[Data shown]:
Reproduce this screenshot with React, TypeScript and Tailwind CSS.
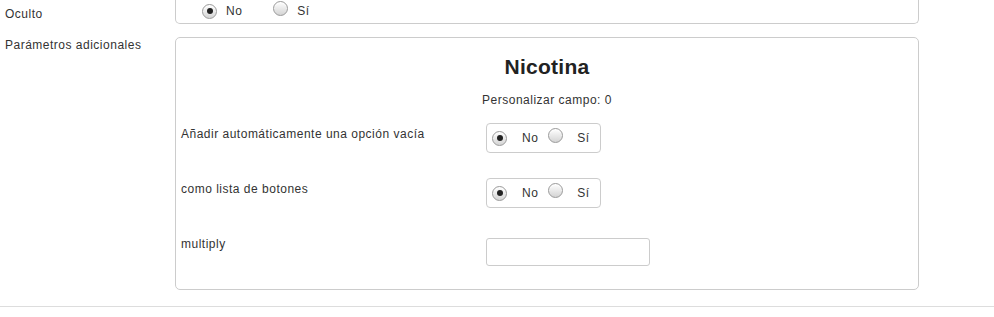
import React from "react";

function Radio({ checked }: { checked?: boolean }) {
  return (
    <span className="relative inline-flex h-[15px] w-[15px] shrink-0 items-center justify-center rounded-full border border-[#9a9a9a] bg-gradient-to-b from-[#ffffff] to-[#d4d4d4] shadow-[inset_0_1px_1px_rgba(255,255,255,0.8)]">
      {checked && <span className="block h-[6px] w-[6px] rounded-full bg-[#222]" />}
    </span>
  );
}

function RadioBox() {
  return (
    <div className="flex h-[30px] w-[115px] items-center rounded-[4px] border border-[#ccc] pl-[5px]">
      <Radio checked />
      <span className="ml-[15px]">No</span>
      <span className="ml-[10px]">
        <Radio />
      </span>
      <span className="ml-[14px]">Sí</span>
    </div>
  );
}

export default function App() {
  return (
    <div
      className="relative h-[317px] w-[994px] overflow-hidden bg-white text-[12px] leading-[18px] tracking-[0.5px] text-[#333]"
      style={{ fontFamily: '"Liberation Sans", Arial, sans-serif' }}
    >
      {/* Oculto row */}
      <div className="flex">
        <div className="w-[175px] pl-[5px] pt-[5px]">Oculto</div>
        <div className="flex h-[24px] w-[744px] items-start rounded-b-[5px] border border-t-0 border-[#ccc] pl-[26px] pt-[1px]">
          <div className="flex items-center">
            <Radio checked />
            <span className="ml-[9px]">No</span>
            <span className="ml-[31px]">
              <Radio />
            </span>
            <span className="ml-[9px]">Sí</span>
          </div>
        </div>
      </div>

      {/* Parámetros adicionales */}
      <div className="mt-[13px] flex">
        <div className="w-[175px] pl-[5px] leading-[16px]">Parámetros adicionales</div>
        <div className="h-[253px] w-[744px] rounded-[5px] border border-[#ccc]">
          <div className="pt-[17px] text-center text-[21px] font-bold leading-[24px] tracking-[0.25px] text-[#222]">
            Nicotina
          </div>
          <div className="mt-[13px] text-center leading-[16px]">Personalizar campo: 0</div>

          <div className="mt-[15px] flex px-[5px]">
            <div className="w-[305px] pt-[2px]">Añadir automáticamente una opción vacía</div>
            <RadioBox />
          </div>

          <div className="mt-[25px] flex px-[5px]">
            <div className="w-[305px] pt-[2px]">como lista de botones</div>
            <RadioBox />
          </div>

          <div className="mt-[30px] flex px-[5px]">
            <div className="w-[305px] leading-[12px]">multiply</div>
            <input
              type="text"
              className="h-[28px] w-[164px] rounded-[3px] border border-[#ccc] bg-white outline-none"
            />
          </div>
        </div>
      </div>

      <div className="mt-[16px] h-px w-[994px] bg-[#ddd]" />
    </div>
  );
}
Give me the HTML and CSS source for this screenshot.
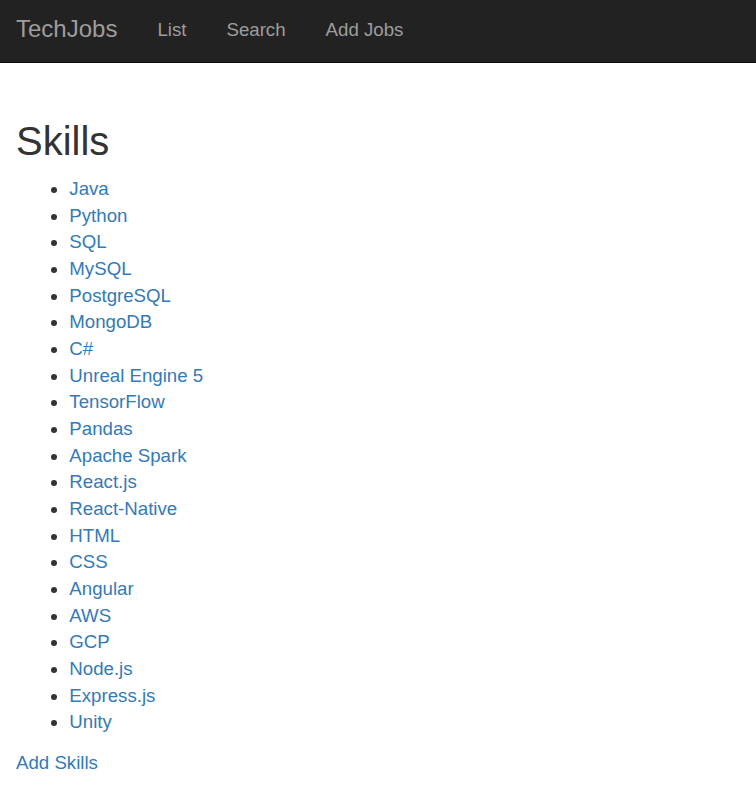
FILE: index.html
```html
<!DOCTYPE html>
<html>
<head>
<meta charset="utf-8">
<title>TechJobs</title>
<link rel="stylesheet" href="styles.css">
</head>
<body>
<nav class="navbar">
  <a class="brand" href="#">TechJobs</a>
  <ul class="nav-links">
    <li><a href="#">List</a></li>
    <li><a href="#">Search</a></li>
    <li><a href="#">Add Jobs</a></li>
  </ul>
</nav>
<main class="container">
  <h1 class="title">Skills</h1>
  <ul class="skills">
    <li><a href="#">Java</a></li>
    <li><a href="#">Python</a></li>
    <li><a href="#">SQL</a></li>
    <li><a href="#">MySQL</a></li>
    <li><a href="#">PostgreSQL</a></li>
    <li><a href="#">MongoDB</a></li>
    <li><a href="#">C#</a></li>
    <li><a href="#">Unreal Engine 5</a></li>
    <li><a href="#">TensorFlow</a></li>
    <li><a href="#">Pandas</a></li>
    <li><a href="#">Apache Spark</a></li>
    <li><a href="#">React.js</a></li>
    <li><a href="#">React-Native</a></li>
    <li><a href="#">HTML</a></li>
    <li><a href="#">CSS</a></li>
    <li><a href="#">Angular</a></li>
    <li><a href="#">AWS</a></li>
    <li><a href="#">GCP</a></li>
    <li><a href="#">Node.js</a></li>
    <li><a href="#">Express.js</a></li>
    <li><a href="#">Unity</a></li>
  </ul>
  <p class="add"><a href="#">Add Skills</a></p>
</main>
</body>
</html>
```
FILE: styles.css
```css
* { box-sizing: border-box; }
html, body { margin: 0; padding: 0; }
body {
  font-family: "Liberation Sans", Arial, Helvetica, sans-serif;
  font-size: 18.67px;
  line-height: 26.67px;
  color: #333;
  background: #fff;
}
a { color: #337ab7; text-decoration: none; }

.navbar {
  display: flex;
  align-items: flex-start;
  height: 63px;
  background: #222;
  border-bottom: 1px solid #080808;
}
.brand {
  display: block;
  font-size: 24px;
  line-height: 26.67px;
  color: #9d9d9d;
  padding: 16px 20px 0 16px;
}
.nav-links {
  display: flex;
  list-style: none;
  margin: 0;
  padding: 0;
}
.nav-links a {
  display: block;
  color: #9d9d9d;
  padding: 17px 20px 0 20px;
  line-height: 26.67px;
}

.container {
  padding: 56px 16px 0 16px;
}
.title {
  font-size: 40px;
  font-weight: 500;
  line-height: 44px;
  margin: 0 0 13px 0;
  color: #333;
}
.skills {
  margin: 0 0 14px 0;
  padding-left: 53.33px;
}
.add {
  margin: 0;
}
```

[Exercise]: Lines from the records above that hold "screenshot" are the ones to list.

[Output of the task]:
Reproduce this screenshot with React, TypeScript and Tailwind CSS.
Give me the HTML and CSS source for this screenshot.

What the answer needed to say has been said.